The miraculous is God's power revealed in the unexpected which provides revolutionary discontinuities in both our personal and our political history. It is common sense that human beings are personally selfish, vindictive, jealous, acquisitive, bigoted and violent. It is also common sense that a thriving economic system requires that there should be unemployment and homelessness in advanced countries, and war and famine in the countries of Asia, Africa and Latin America. But the revolutionary discontinuity of God- with-us-in-power calls into question this debilitating faith in the limits of common sense.

The miracle of Emmanuel also mocks the shallow seasonal credulity which is not serious enough to see the power or the possibilities of the challenge which Christmas provides. Many Christians miss this point. They see the challenge of Christmas as primarily a call to change attitudes - but God did not need to enter actively our world, and create radical discontinuities in our history and subvert our notions of common sense, just to change attitudes.

Within the liberal framework of the possible, the miraculous conception of Jesus is no more than an allegory, used to show that Jesus was a special person with a special message to change our human attitudes. Some Christians go even further and deny the greater miracle of Emmanuel and abandon the doctrine of the Divinity of Christ entirely.

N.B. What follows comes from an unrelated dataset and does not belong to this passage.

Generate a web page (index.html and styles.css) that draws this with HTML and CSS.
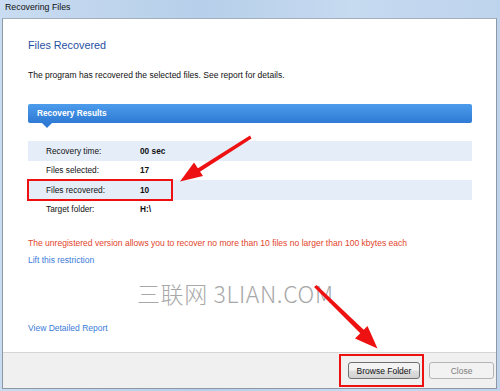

A few even deny the reality of God himself. For these liberals it is not only miracles which are contrary to common sense but the whole conception of a real object for Christian faith and worship. They may be right to claim common sense as their ally even in this last demolition of belief. Once the liberal premise of a faith without miracle is accepted it is difficult to establish just where or why the line should be drawn.

Common sense does not merely stifle true Christianity. It can stifle all our impulses to justice. Liberation theology should liberate us from a common-sense acceptance of injustice, as well as from a common-sense rejection of miracles. That is the present we really need to keep hold of, all year round.